The game's music serves another purpose - Easter eggs i.e. hidden bonus content usually included as a joke. Easter eggs have come to prominence with hardcore fans recently discovering elaborate secret additions to Battlefield 4 and Grand Theft Auto V. You can expect "a lot of small things hidden throughout the world," though you won't be able to find them if you simply blitz through the game's story.

"Speaking of music, there's actually a secret second in-world song in addition to the one I mentioned, which was performed by me. I don't expect most people to find it, but hopefully some people do," Remo adds. We're hoping it's the theme track to the popular Idle Thumbs podcast that Remo started.

Like most independent releases this generation, Firewatch is a digital download, and not on the Xbox One. In fact, there isn't even a price announced for the game yet, something Remo declined to comment on. Nonetheless, he didn't rule out the possibility of a physical release, or an Xbox One version either.

"Nothing is on the table or off the table until we see how the game is received," he says.

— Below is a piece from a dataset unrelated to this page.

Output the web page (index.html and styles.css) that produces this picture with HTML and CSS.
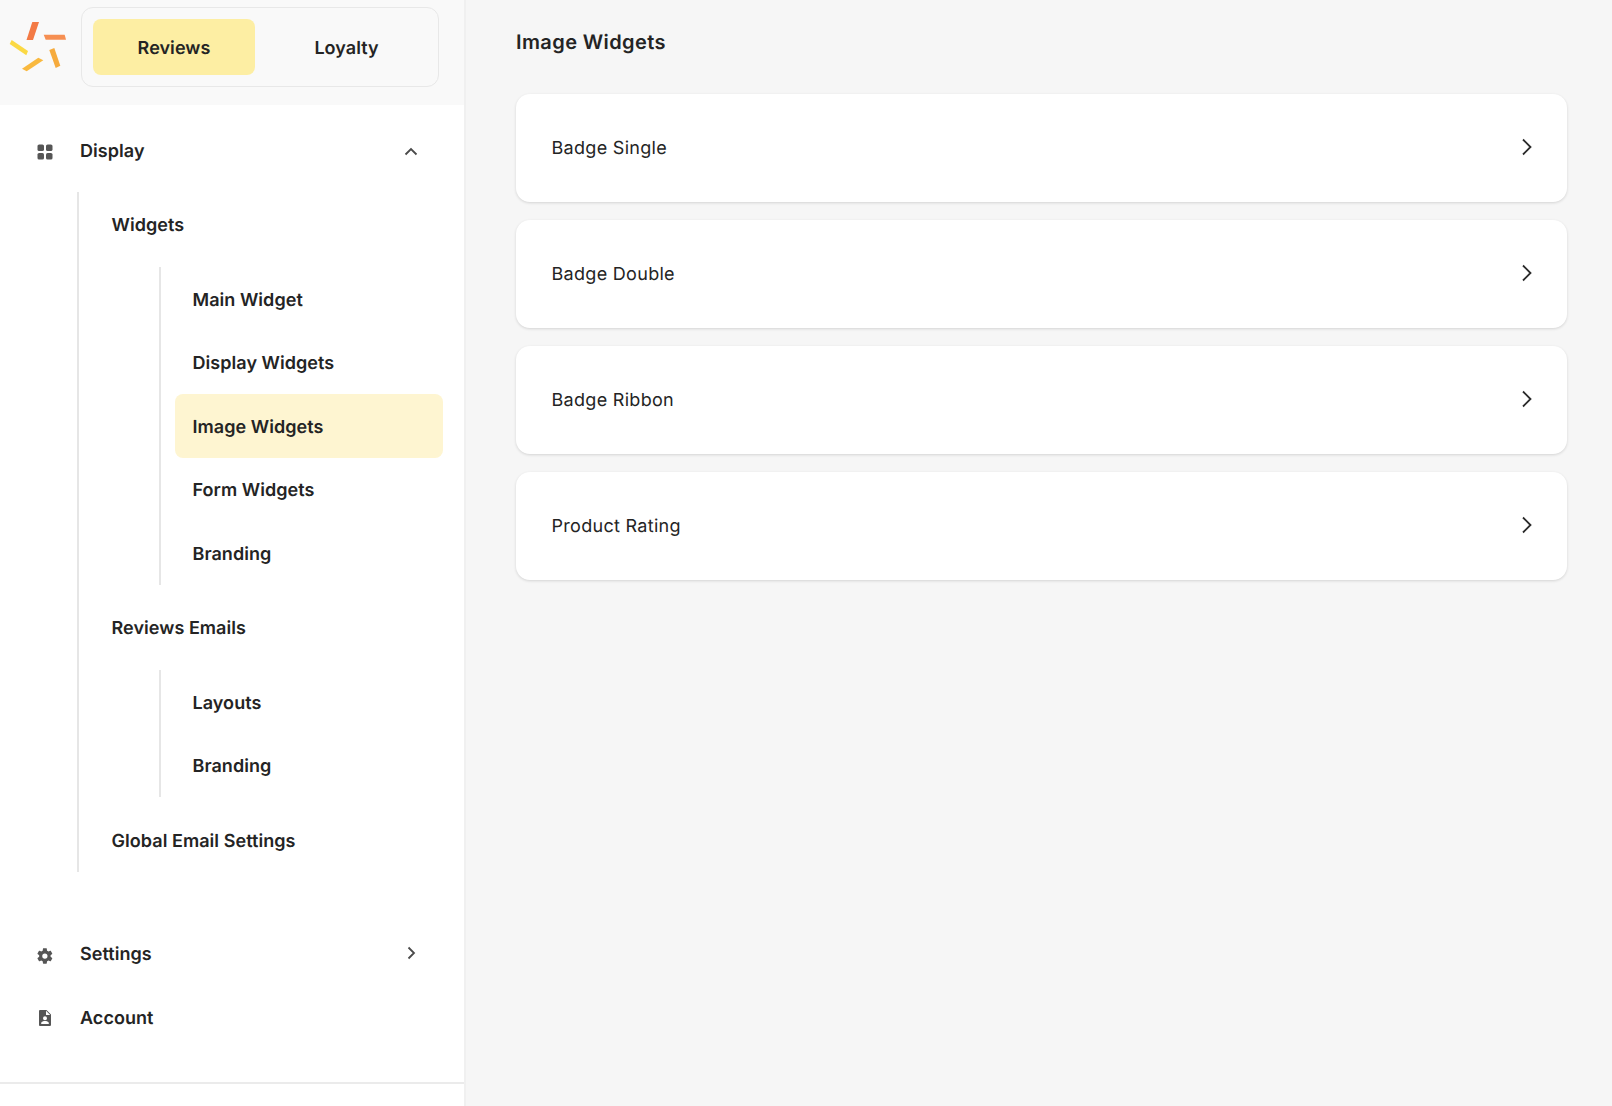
FILE: index.html
```html
<!DOCTYPE html>
<html lang="en">
<head>
    <meta charset="UTF-8">
    <meta name="viewport" content="width=device-width, initial-scale=1.0">
    <title>Image Widgets</title>
    <link rel="stylesheet" href="styles.css">
</head>
<body>
    <div class="layout">
        <aside class="sidebar">
            <!-- Logo and product switch -->
            <div class="sidebar-top">
                <svg class="logo" width="72" height="80" viewBox="0 0 72 80">
                    <polygon fill="#f37a45" points="32.3,22 39,22 33,40 26.5,40"/>
                    <polygon fill="#f68f52" points="43.7,34.7 64.7,34.7 66,39.7 45.7,39.7"/>
                    <polygon fill="#f6ab3d" points="49.3,50 54.3,48 60.3,65.7 55.7,68"/>
                    <polygon fill="#f9b93f" points="22,68.7 38.3,57.7 43.3,60.3 26.7,71.3"/>
                    <polygon fill="#fbd944" points="11.7,40 28,51 26.3,55.3 9.7,44"/>
                </svg>
                <div class="switch">
                    <div class="switch-item active">Reviews</div>
                    <div class="switch-item">Loyalty</div>
                </div>
            </div>

            <nav class="nav">
                <div class="nav-row display-row">
                    <svg class="nav-icon" width="18" height="18" viewBox="0 0 18 18">
                        <rect x="1.5" y="1.5" width="6.5" height="6.5" rx="1.6"/>
                        <rect x="10" y="1.5" width="6.5" height="6.5" rx="1.6"/>
                        <rect x="1.5" y="10" width="6.5" height="6.5" rx="1.6"/>
                        <rect x="10" y="10" width="6.5" height="6.5" rx="1.6"/>
                    </svg>
                    <span class="nav-label">Display</span>
                    <svg class="nav-chevron" width="14" height="10" viewBox="0 0 14 10">
                        <path d="M1.5 7.5 L7 2 L12.5 7.5" fill="none" stroke="#4a4a4a" stroke-width="1.8"/>
                    </svg>
                </div>

                <div class="subnav">
                    <div class="sub-row">Widgets</div>
                    <div class="subsubnav">
                        <div class="leaf">Main Widget</div>
                        <div class="leaf">Display Widgets</div>
                        <div class="leaf active">Image Widgets</div>
                        <div class="leaf">Form Widgets</div>
                        <div class="leaf">Branding</div>
                    </div>
                    <div class="sub-row">Reviews Emails</div>
                    <div class="subsubnav">
                        <div class="leaf">Layouts</div>
                        <div class="leaf">Branding</div>
                    </div>
                    <div class="sub-row">Global Email Settings</div>
                </div>

                <div class="nav-row settings-row">
                    <svg class="nav-icon gear-icon" width="18" height="18" viewBox="0 0 24 24">
                        <path d="M19.4 13c.04-.32.06-.66.06-1s-.02-.68-.07-1l2.16-1.68c.2-.15.25-.42.13-.64l-2.05-3.54c-.12-.22-.38-.3-.6-.22l-2.55 1.02c-.53-.4-1.1-.74-1.73-1L14.36 2.2c-.04-.24-.24-.42-.5-.42H9.8c-.25 0-.46.18-.5.42l-.38 2.72c-.62.26-1.2.6-1.73 1L4.64 4.9c-.23-.08-.49 0-.6.22L1.99 8.66c-.13.22-.07.49.12.64L4.27 11c-.05.32-.07.66-.07 1s.02.68.07 1l-2.16 1.68c-.2.15-.25.42-.12.64l2.05 3.54c.12.22.37.3.6.22l2.55-1.02c.53.4 1.1.74 1.73 1l.38 2.72c.04.24.25.42.5.42h4.06c.26 0 .46-.18.5-.42l.38-2.72c.62-.26 1.2-.6 1.73-1l2.55 1.02c.23.08.48 0 .6-.22l2.05-3.54c.12-.22.07-.49-.13-.64L19.4 13zM11.83 15.5a3.5 3.5 0 1 1 0-7 3.5 3.5 0 0 1 0 7z"/>
                    </svg>
                    <span class="nav-label">Settings</span>
                    <svg class="nav-chevron" width="10" height="14" viewBox="0 0 10 14">
                        <path d="M2.5 1.5 L8 7 L2.5 12.5" fill="none" stroke="#4a4a4a" stroke-width="1.8"/>
                    </svg>
                </div>
                <div class="nav-row">
                    <svg class="nav-icon" width="18" height="18" viewBox="0 0 18 18">
                        <path fill-rule="evenodd" d="M4.2 1h6.3L15 5.5v10.2c0 .8-.6 1.3-1.3 1.3H4.2c-.7 0-1.2-.5-1.2-1.3V2.3C3 1.5 3.500 1 4.200 1zM10 1.800V6h4.200zM9 7.200a2 2 0 1 0 0 4 2 2 0 0 0 0-4zM5.200 14.900h7.600v-1c0-1.300-2.500-1.900-3.800-1.900s-3.800.6-3.800 1.900z"/>
                    </svg>
                    <span class="nav-label">Account</span>
                </div>
            </nav>

            <div class="sidebar-footer"></div>
        </aside>

        <main class="main">
            <h1 class="page-title">Image Widgets</h1>
            <div class="card-list">
                <div class="card">
                    <span>Badge Single</span>
                    <svg width="14" height="18" viewBox="0 0 14 18"><path d="M3 1.500 L10.500 9 L3 16.500" fill="none" stroke="#2b2b2b" stroke-width="1.800"/></svg>
                </div>
                <div class="card">
                    <span>Badge Double</span>
                    <svg width="14" height="18" viewBox="0 0 14 18"><path d="M3 1.500 L10.500 9 L3 16.500" fill="none" stroke="#2b2b2b" stroke-width="1.800"/></svg>
                </div>
                <div class="card">
                    <span>Badge Ribbon</span>
                    <svg width="14" height="18" viewBox="0 0 14 18"><path d="M3 1.500 L10.500 9 L3 16.500" fill="none" stroke="#2b2b2b" stroke-width="1.800"/></svg>
                </div>
                <div class="card">
                    <span>Product Rating</span>
                    <svg width="14" height="18" viewBox="0 0 14 18"><path d="M3 1.500 L10.500 9 L3 16.500" fill="none" stroke="#2b2b2b" stroke-width="1.800"/></svg>
                </div>
            </div>
        </main>
    </div>
</body>
</html>
```

FILE: styles.css
```css
* {
    box-sizing: border-box;
}
body {
    margin: 0;
    font-family: Inter, "Liberation Sans", sans-serif;
    color: #242424;
    background-color: #f6f6f6;
    text-rendering: geometricPrecision;
}
.layout {
    display: flex;
    height: 1106px;
    overflow: hidden;
}
.sidebar {
    width: 466px;
    flex-shrink: 0;
    display: flex;
    flex-direction: column;
    background-color: white;
    border-right: 2px solid #f0f0f0;
    letter-spacing: 0.05px;
}
.sidebar-top {
    height: 105px;
    display: flex;
    align-items: flex-start;
    background-color: #f9f9f9;
}
.logo {
    flex-shrink: 0;
    margin-right: 9px;
}
.switch {
    width: 358px;
    height: 80px;
    margin-top: 7px;
    padding: 11px;
    display: flex;
    border: 1px solid #e8e8e8;
    border-radius: 12px;
}
.switch-item {
    display: flex;
    align-items: center;
    justify-content: center;
    flex: 1;
    padding-top: 2px;
    padding-left: 11px;
    font-size: 18px;
    font-weight: 600;
    border-radius: 8px;
}
.switch-item.active {
    flex: none;
    width: 162px;
    padding-left: 0;
    background-color: #fdeea3;
}
.nav {
    flex: 1;
    padding-top: 15px;
}
.nav-row {
    height: 64px;
    display: flex;
    align-items: center;
    padding-left: 36px;
    padding-right: 48px;
    font-size: 18px;
    font-weight: 600;
}
.nav-icon {
    fill: #565656;
    flex-shrink: 0;
    margin-right: 26px;
}
.gear-icon {
    margin-top: 4px;
}
.nav-label {
    flex: 1;
    padding-top: 2px;
}
.display-row {
    margin-bottom: 8px;
    padding-right: 46px;
}
.display-row .nav-label {
    padding-top: 0;
    padding-bottom: 2px;
}
.settings-row {
    margin-top: 50px;
}
.settings-row .nav-chevron {
    margin-bottom: 2px;
}
.subnav {
    margin-left: 77px;
    border-left: 2px solid #e6e6e6;
}
.sub-row {
    height: 64px;
    display: flex;
    align-items: center;
    padding-top: 3px;
    padding-left: 32.5px;
    font-size: 18px;
    font-weight: 600;
}
.subsubnav {
    margin: 11px 0 10.5px 80px;
    padding-left: 14px;
    padding-right: 21px;
    border-left: 2px solid #e6e6e6;
}
.leaf {
    height: 63.5px;
    display: flex;
    align-items: center;
    padding-top: 3px;
    padding-left: 17.5px;
    font-size: 18px;
    font-weight: 600;
    border-radius: 8px;
}
.leaf.active {
    background-color: #fef5d1;
}
.sidebar-footer {
    height: 24px;
    flex-shrink: 0;
    border-top: 2px solid #ebebeb;
}
.main {
    flex: 1;
    padding: 0 45px 0 50px;
}
.page-title {
    margin: 0;
    padding-top: 29px;
    height: 94px;
    font-size: 20px;
    line-height: 26px;
    font-weight: 600;
    letter-spacing: 0.4px;
}
.card-list {
    display: flex;
    flex-direction: column;
    gap: 18px;
}
.card {
    height: 108px;
    display: flex;
    align-items: center;
    justify-content: space-between;
    padding: 0 33px 0 35.5px;
    font-size: 18px;
    letter-spacing: 0.3px;
    background-color: white;
    border-radius: 14px;
    box-shadow: 0 1px 3px rgba(0, 0, 0, 0.14);
}
.card svg {
    margin-bottom: 2px;
}
```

And it's this optimism that colours his view on the industry. For gaming, 2016 seems to be a watershed year, with its most interesting titles being new IP instead of sequels. And while Remo believes that large AAA game developers will continue to churn out sequels to known franchises, 2016 marks a fascinating time for smaller studios.

"I don't think we're moving away from big sequels; they seem as common, or more common, than ever," he says. "But among smaller-scale projects, there are lots of new ideas around, and that's very exciting."

Firewatch is out on February 9 for the PC (both Windows and OS X) as well as the PS4. No price has been announced as yet.